- TASK DESCRIPTION
Look through the material and copy each line holding "styles".

- SOURCE DATA
:::
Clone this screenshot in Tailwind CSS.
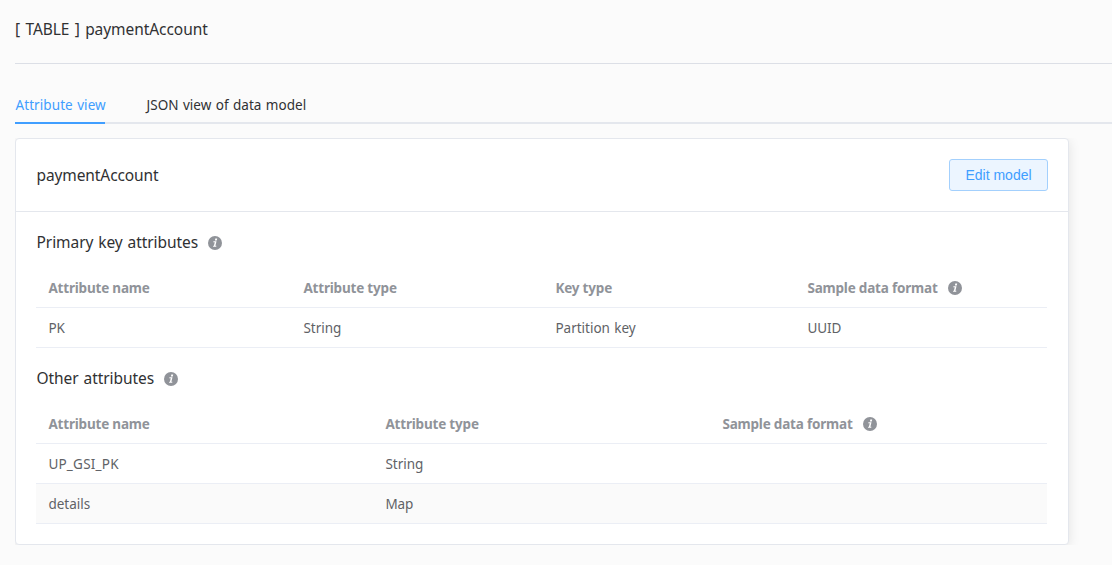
<!DOCTYPE html>
<html lang="en">
<head>
<meta charset="utf-8">
<title>paymentAccount</title>
<script src="https://cdn.jsdelivr.net/npm/@tailwindcss/browser@4"></script>
</head>
<body class="h-[565px] overflow-hidden bg-[#fbfbfb] pl-[15px] font-['Noto_Sans',sans-serif] text-[13.5px] text-[#606266]">
<svg class="hidden"><symbol id="info" viewBox="0 0 14 14"><circle cx="7" cy="7" r="7" fill="#909399"/><path d="M7.3 2.6h1.9l-.4 1.8H6.9zM5.5 5.3h3L7.4 9.8h1l-.2 1H5l.25-1h.65l.85-3.5H5.2z" fill="#fff"/></symbol></svg>
<header class="flex h-16 items-center border-b border-[#dcdfe6] pb-1 text-[15.5px] text-[#303133]"><h1><span class="tracking-[-0.06px] [word-spacing:1.4px]">[ TABLE ] paymentAccount</span></h1></header>
<nav class="mt-[22px] flex h-[38px] gap-10 border-b-2 border-[#e4e7ed] text-[#303133]">
  <a class="h-[38px] w-[90px] border-b-2 border-[#409eff] pl-[0.5px] leading-[38px] tracking-[0.08px] whitespace-nowrap text-[#409eff] [word-spacing:0.8px]">Attribute view</a>
  <a class="pl-[1.5px] leading-[38px] tracking-[0.06px] whitespace-nowrap [word-spacing:0.7px]">JSON view of data model</a>
</nav>
<main class="mt-[14px] h-[407px] overflow-hidden">
  <section class="h-[407px] w-[1054px] rounded border border-[#e4e7ed] bg-white shadow-[0_2px_12px_0_rgba(0,0,0,0.1)]">
    <div class="flex h-[73px] items-center justify-between border-b border-[#e4e7ed] px-5">
      <h2 class="pt-[2px] pl-[0.5px] text-[15.5px] tracking-[-0.1px] text-[#303133]">paymentAccount</h2>
      <button class="h-8 w-[99px] rounded-[3px] border border-[#a3d0fd] bg-[#ecf5ff] font-['Liberation_Sans',Arial,sans-serif] text-sm text-[#409eff]">Edit model</button>
    </div>
    <div class="px-5 pt-[19px]">
      <h3 class="flex h-6 items-center gap-[10px] pl-[0.5px] text-[15.5px] text-[#303133]"><span class="tracking-[-0.06px] [word-spacing:0.9px]">Primary key attributes</span><svg class="size-[14px]"><use href="#info"/></svg></h3>
      <div class="mt-[13px] w-[1011px]">
        <div class="grid h-10 grid-cols-[255px_252px_252px_252px] items-center border-b border-[#ebeef5] pt-[2px] pl-[12.4px] font-bold tracking-[-0.19px] text-[#909399]">
          <span>Attribute name</span><span>Attribute type</span><span>Key type</span><span class="flex items-center gap-[10px]"><span>Sample data format</span><svg class="mb-[2px] size-[14px]"><use href="#info"/></svg></span>
        </div>
        <div class="grid h-10 grid-cols-[255px_252px_252px_252px] items-center border-b border-[#ebeef5] pt-[2px] pl-[12.4px]">
          <span>PK</span><span>String</span><span class="[word-spacing:0.8px]">Partition key</span><span class="tracking-[-0.1px]">UUID</span>
        </div>
      </div>
      <h3 class="mt-[19px] flex h-6 items-center gap-[10px] pl-[0.5px] text-[15.5px] text-[#303133]"><span class="tracking-[-0.06px] [word-spacing:0.9px]">Other attributes</span><svg class="size-[14px]"><use href="#info"/></svg></h3>
      <div class="mt-[13px] w-[1011px]">
        <div class="grid h-10 grid-cols-[337px_337px_337px] items-center border-b border-[#ebeef5] pt-[2px] pl-[12.4px] font-bold tracking-[-0.19px] text-[#909399]">
          <span>Attribute name</span><span>Attribute type</span><span class="flex items-center gap-[10px]"><span>Sample data format</span><svg class="mb-[2px] size-[14px]"><use href="#info"/></svg></span>
        </div>
        <div class="grid h-10 grid-cols-[337px_337px_337px] items-center border-b border-[#ebeef5] pt-[2px] pl-[12.4px]"><span class="tracking-[0.22px]">UP_GSI_PK</span><span>String</span></div>
        <div class="grid h-10 grid-cols-[337px_337px_337px] items-center border-b border-[#ebeef5] bg-[#fafafa] pt-[2px] pl-[12.4px]"><span>details</span><span class="tracking-[-0.1px]">Map</span></div>
      </div>
    </div>
  </section>
</main>
</body>
</html>
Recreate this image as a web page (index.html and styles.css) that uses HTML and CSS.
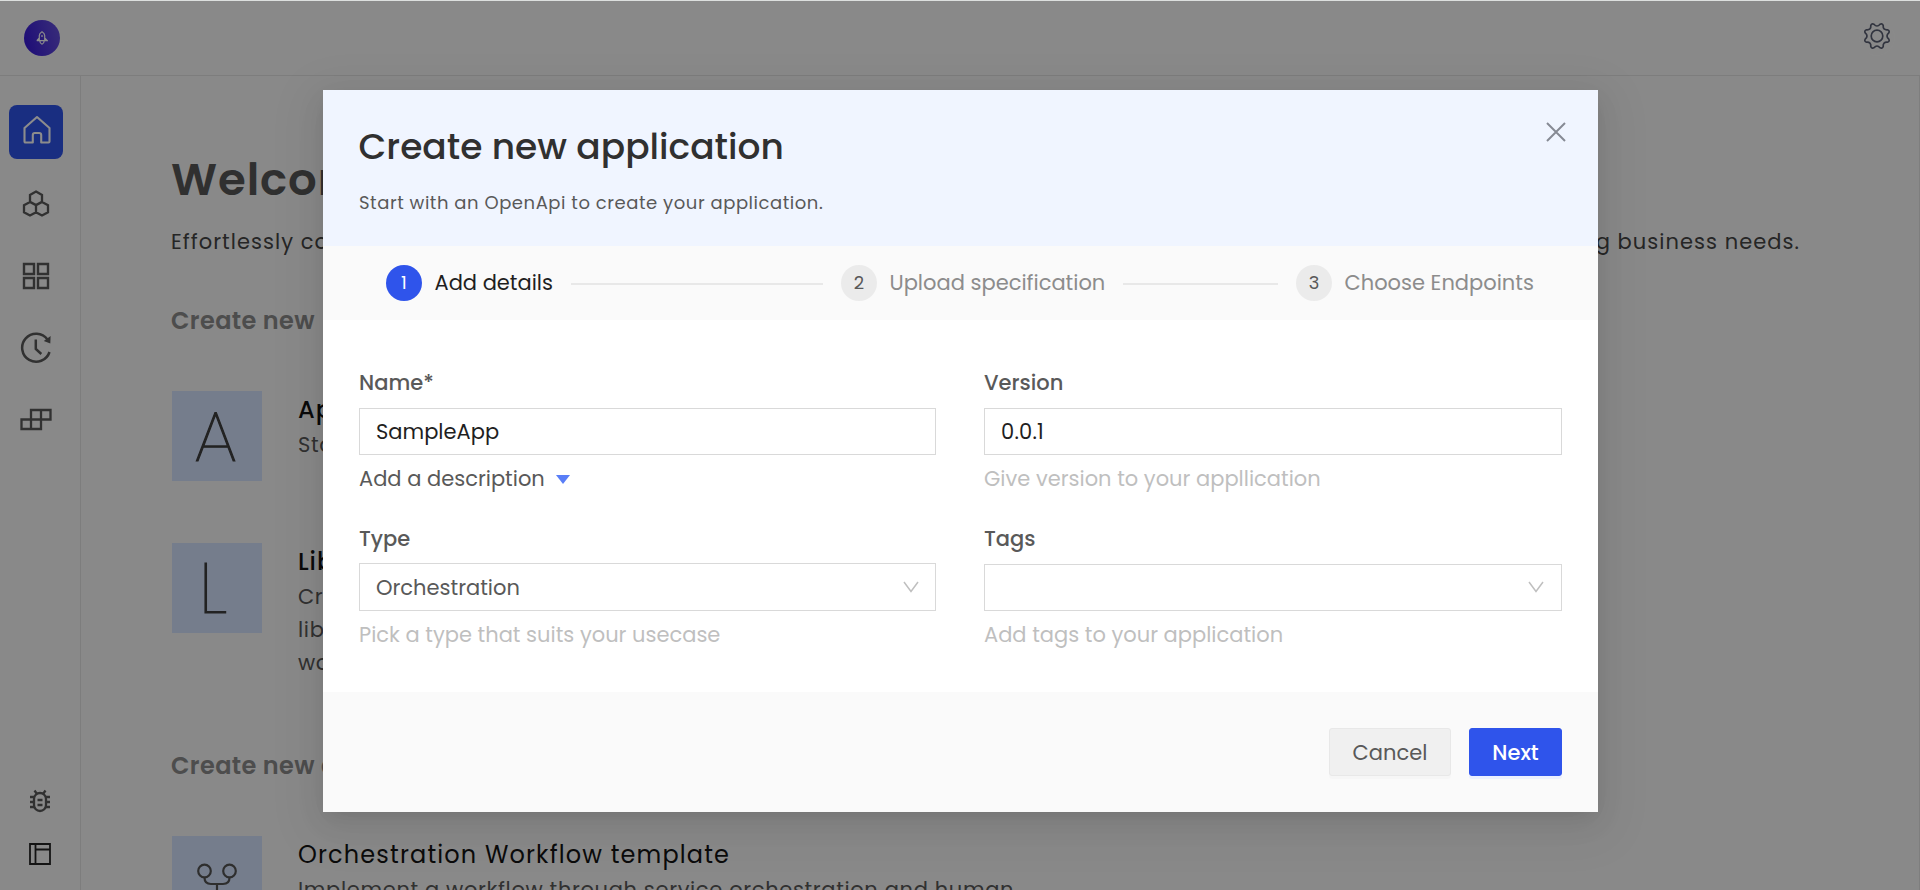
FILE: index.html
```html
<!DOCTYPE html>
<html lang="en">
<head>
<meta charset="utf-8">
<title>Create new application</title>
<link rel="stylesheet" href="styles.css">
</head>
<body>
<div class="app">
  <header class="topbar">
    <div class="brand">
      <svg width="12" height="14" viewBox="0 0 12 14" fill="none" stroke="#fff" stroke-width="1.2"><path d="M3.3 9.5V4.6C3.3 2.8 4.5 1.6 6 .8c1.500.8 2.700 2 2.700 3.800v4.900M.8 9.600h10.400L8.700 7M3.300 7 .8 9.600M3.800 10c.1 1.800.9 2.800 2.200 3.200 1.300-.4 2.100-1.400 2.200-3.200M6 4v2"/></svg>
    </div>
    <div class="settings">
      <svg width="28" height="28" viewBox="-14 -14 28 28" fill="none" stroke="#5a5f73" stroke-width="1.700" stroke-linejoin="round"><path d="M11.800 3.050Q13 5.400 10.500 6.200 5.800 5.800 6.200 10.500 5.400 13 3.050 11.800 0 8.200-3.050 11.800-5.400 13-6.200 10.500-5.800 5.800-10.500 6.200-13 5.400-11.800 3.050-8.200 0-11.800-3.050-13-5.400-10.500-6.200-5.800-5.800-6.200-10.500-5.400-13-3.050-11.800 0-8.200 3.050-11.800 5.400-13 6.200-10.500 5.800-5.800 10.500-6.200 13-5.400 11.800-3.050 8.200 0 11.800 3.050Z"/><circle r="5.800"/></svg>
    </div>
  </header>
  <div class="shell">
    <nav class="sidebar">
      <a class="nav-item active"><svg width="30" height="30" viewBox="0 0 30 30" fill="none" stroke="#fff" stroke-width="2.100" stroke-linejoin="round"><path d="M2.500 13 15 2l12.500 11v13.500q0 1-1 1h-7.300V20q0-2-2-2h-4.400q-2 0-2 2v7.500H3.500q-1 0-1-1Z"/></svg></a>
      <a class="nav-item"><svg width="28" height="28" viewBox="0 0 28 28" fill="none" stroke="#5a5a5a" stroke-width="2.300"><path d="m14 1.500 6 3.400v6.800L14 15l-6-3.300V4.900ZM8 12l6 3.300v6.900l-6 3.300-6-3.300v-6.900ZM20 12l6 3.300v6.900l-6 3.300-6-3.300v-6.900Z"/></svg></a>
      <a class="nav-item"><svg width="28" height="28" viewBox="0 0 28 28" fill="none" stroke="#5a5a5a" stroke-width="2.400"><path d="M2 2h10v10H2ZM16 2h10v10H16ZM2 16h10v10H2ZM16 16h10v10H16Z"/></svg></a>
      <a class="nav-item"><svg width="32" height="32" viewBox="0 0 32 32" fill="none" stroke="#5a5a5a" stroke-width="2.500"><path d="M27.500 7.500A14 14 0 1 0 29.500 20M15.800 7.500V17l5.500 5"/><path d="m30.600 4-.3 7.500-6.500-2.600Z" fill="#5a5a5a" stroke="none"/></svg></a>
      <a class="nav-item"><svg width="32" height="24" viewBox="0 0 32 24" fill="none" stroke="#5a5a5a" stroke-width="2.300"><path d="M11 2h19.500v9.500H11ZM1.500 11.500H21V21H1.500ZM21 2v9.500M11 11.500V21"/></svg></a>
      <div class="nav-foot">
        <svg width="22" height="24" viewBox="0 0 22 24" fill="none" stroke="#5a5a5a" stroke-width="2.300"><rect x="5" y="4" width="12" height="18" rx="6"/><path d="M1 8h4M1 13h4M1 18h4M17 8h4M17 13h4M17 18h4M8.500 11h5M8.500 16h5M8 5 5.500 1.500M14 5l2.500-3.500"/></svg>
        <svg width="22" height="22" viewBox="0 0 22 22" fill="none" stroke="#262626" stroke-width="1.800"><path d="M1 1h20v20H1ZM6.500 1v20M6.500 6.500H21"/></svg>
      </div>
    </nav>
    <main class="content">
      <h1 class="welcome">Welcome</h1>
      <p class="intro"><span class="intro-start">Effortlessly compose</span><span class="intro-end">evolving business needs.</span></p>
      <h2 class="section first">Create new</h2>
      <section class="card">
        <div class="tile"><span class="letter">A</span></div>
        <div class="card-text"><h3>App</h3><p>Start</p></div>
      </section>
      <section class="card card-library">
        <div class="tile"><span class="letter letter-l">L</span></div>
        <div class="card-text"><h3>Lib</h3><p>Cre<br>lib<br>wo</p></div>
      </section>
      <h2 class="section second">Create new application</h2>
      <section class="card template">
        <div class="tile tile-flow"><svg width="42" height="60" viewBox="0 0 42 60" fill="none" stroke="#555" stroke-width="2.200"><circle cx="8.500" cy="8" r="6.300"/><circle cx="33.500" cy="8" r="6.300"/><path d="M8.500 14.500q0 6.500 6.500 6.500h12q6.500 0 6.500-6.500M21 21v18"/><circle cx="21" cy="46" r="6.300"/></svg></div>
        <div class="card-text"><h3>Orchestration Workflow template</h3><p>Implement a workflow through service orchestration and human</p></div>
      </section>
    </main>
  </div>
</div>
<div class="mask">
  <div class="modal" role="dialog">
    <header class="modal-head">
      <div><h2 class="modal-title">Create new application</h2>
      <p class="modal-sub">Start with an OpenApi to create your application.</p></div>
      <svg class="close" width="20" height="20" viewBox="0 0 20 20" stroke="#868a94" stroke-width="2"><path d="m1 1 18 18M19 1 1 19"/></svg>
    </header>
    <div class="steps">
      <div class="step current"><span class="dot">1</span><span class="step-name">Add details</span><i class="line"></i></div>
      <div class="step"><span class="dot">2</span><span class="step-name">Upload specification</span><i class="line"></i></div>
      <div class="step last"><span class="dot">3</span><span class="step-name">Choose Endpoints</span></div>
    </div>
    <div class="form">
      <div class="field">
        <label>Name*</label>
        <div class="control">SampleApp</div>
        <div class="describe">Add a description<i class="caret"></i></div>
      </div>
      <div class="field">
        <label>Version</label>
        <div class="control version">0.0.1</div>
        <div class="help">Give version to your appllication</div>
      </div>
      <div class="field">
        <label>Type</label>
        <div class="control select tall"><span class="value">Orchestration</span><svg class="up" width="16" height="12" viewBox="0 0 16 12" fill="none" stroke="#bfbfbf" stroke-width="1.500"><path d="m1 1 7 9.500L15 1"/></svg></div>
        <div class="help">Pick a type that suits your usecase</div>
      </div>
      <div class="field">
        <label>Tags</label>
        <div class="control select"><span></span><svg class="up" width="16" height="12" viewBox="0 0 16 12" fill="none" stroke="#bfbfbf" stroke-width="1.500"><path d="m1 1 7 9.500L15 1"/></svg></div>
        <div class="help">Add tags to your application</div>
      </div>
    </div>
    <footer class="modal-foot">
      <button class="btn cancel">Cancel</button>
      <button class="btn next">Next</button>
    </footer>
  </div>
</div>
</body>
</html>
```
FILE: styles.css
```css
* { box-sizing: border-box; }
html, body { height: 100%; overflow: hidden; }
body { margin: 0; background: #fafafa; font-family: Poppins, Inter, "Open Sans", sans-serif; color: #262626; }
h1, h2, h3, p { margin: 0; }
svg { display: block; flex: none; }

.app { height: 890px; display: flex; flex-direction: column; overflow: hidden; border-top: 1px solid #dcdfde; }
.topbar { height: 75px; flex: none; display: flex; justify-content: space-between; align-items: flex-start; padding: 19px 25px 0 24px; border-bottom: 1px solid #e4e4e4; }
.brand { width: 36px; height: 36px; border-radius: 50%; display: flex; align-items: center; justify-content: center; background: linear-gradient(75deg, #3414d8, #6954de); }
.settings { width: 36px; height: 36px; border-radius: 50%; border: 1px solid #fff3; display: flex; justify-content: center; padding-top: 1px; }

.shell { flex: 1; display: flex; min-height: 0; border-right: 1px solid #e6e6e6; }
.sidebar { width: 81px; flex: none; border-right: 1px solid #e4e4e4; padding: 29px 0 25px 9px; display: flex; flex-direction: column; gap: 18px; }
.nav-item { width: 54px; height: 54px; display: flex; align-items: center; justify-content: center; border-radius: 8px; }
.active { background: #2f54eb; padding: 0 0 4px 1px; }
.nav-foot { margin-top: auto; padding-left: 20px; display: flex; flex-direction: column; gap: 30px; }

.content { flex: 1; min-width: 0; padding: 74px 119px 0 91px; overflow: hidden; white-space: nowrap; }
.welcome { font-size: 45px; font-weight: 600; line-height: 60px; letter-spacing: .9px; margin-left: -1px; color: #585858; }
.intro { margin: 17px 0 0 -1px; font-size: 21px; line-height: 30px; letter-spacing: 1.04px; color: #454545; display: flex; justify-content: space-between; }
.section { font-size: 24px; font-weight: 600; line-height: 30px; letter-spacing: .4px; color: #8c8c8c; }
.first { margin: 49px 0 55px -1px; }
.second { margin: 72px 0 55px -1px; }
.card { display: flex; gap: 36px; }
.card-library { margin-top: 62px; }
.card-text { padding-top: 4px; }
.card h3 { font-size: 24px; font-weight: 500; line-height: 30px; letter-spacing: .95px; color: #141414; }
.template h3 { font-weight: 400; letter-spacing: 1.15px; }
.card p { margin-top: 3px; font-size: 21px; line-height: 33px; letter-spacing: .65px; color: #595959; }
.tile { width: 90px; height: 90px; flex: none; background: #d6e4ff; display: flex; justify-content: center; }
.tile-flow { padding-top: 27px; }
.letter { font-size: 71px; font-weight: 200; line-height: 91px; color: #3f3f3f; -webkit-text-stroke: 1.2px #3f3f3f; transform: translateX(-1.5px); }
.letter-l { transform: translateX(-4px); }

.mask { position: absolute; inset: 1px 0 0 0; background: rgba(0, 0, 0, .45); display: flex; justify-content: center; align-items: flex-start; padding: 89px 0 0 1px; }
.modal { width: 1275px; background: #fff; box-shadow: 0 6px 16px -8px rgba(0,0,0,.1), 0 9px 28px rgba(0,0,0,.08), 0 12px 48px 16px rgba(0,0,0,.04); }
.modal-head { height: 156px; padding: 33px 32px 0 36px; background: #f0f5ff; display: flex; justify-content: space-between; }
.modal-title { font-size: 36px; font-weight: 500; line-height: 48px; margin-left: -.5px; color: #303030; }
.modal-sub { margin-top: 20px; font-size: 18px; line-height: 24px; letter-spacing: .54px; color: #595959; }
.close { margin-top: -1px; }

.steps { height: 74px; background: #fafafa; padding: 0 0 0 63px; display: flex; align-items: center; font-size: 21px; color: #8c8c8c; }
.step { width: 455px; flex: none; display: flex; align-items: center; line-height: 36px; white-space: nowrap; }
.last { width: auto; }
.current { color: #1f1f1f; }
.dot { width: 36px; height: 36px; flex: none; border-radius: 50%; background: #ebebeb; color: #595959; font-size: 18px; text-align: center; margin-right: 12.5px; }
.current .dot { background: #2f54eb; color: #fff; }
.line { flex: 1; height: 2px; background: #e8e8e8; margin: 2px 18px 0 17.5px; }

.form { height: 372px; padding: 48px 36px 0; display: grid; grid-template-columns: 577px 578px; gap: 30px 48px; grid-auto-rows: 126px; font-size: 21px; line-height: 30px; }
.field { display: flex; flex-direction: column; }
label { font-weight: 500; color: #595959; }
.control { margin: 10px 0 9px; height: 47px; border: 1px solid #d9d9d9; padding: 0 17px 0 16px; display: flex; align-items: center; color: #1f1f1f; }
.version { letter-spacing: .2px; }
.select { justify-content: space-between; color: #595959; }
.tall { margin-top: 9px; height: 48px; padding-right: 16px; }
.value { padding-top: 1px; }
.up { margin-top: -1px; }
.describe { display: flex; align-items: center; gap: 11px; color: #595959; }
.caret { border: 7.5px solid transparent; border-top: 9px solid #597ef7; border-bottom: 0; }
.help { color: #bfbfbf; }

.modal-foot { height: 120px; background: #fafafa; padding: 36px 36px 0; display: flex; justify-content: flex-end; gap: 18px; }
.btn { height: 48px; padding: 1px 0 0; font: 400 21px/46px Poppins, Inter, "Open Sans", sans-serif; border-radius: 3px; border: 1px solid #e8e8e8; }
.cancel { width: 122px; background: #f0f0f0; color: #595959; box-shadow: 0 3px 0 rgba(0,0,0,.015); }
.next { width: 93px; background: #2f54eb; border-color: #2f54eb; color: #fff; font-weight: 500; box-shadow: 0 3px 0 #ebf0ff; }
```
:::
- RIGHT ANSWER
Recreate this image as a web page (index.html and styles.css) that uses HTML and CSS.
<link rel="stylesheet" href="styles.css">
FILE: styles.css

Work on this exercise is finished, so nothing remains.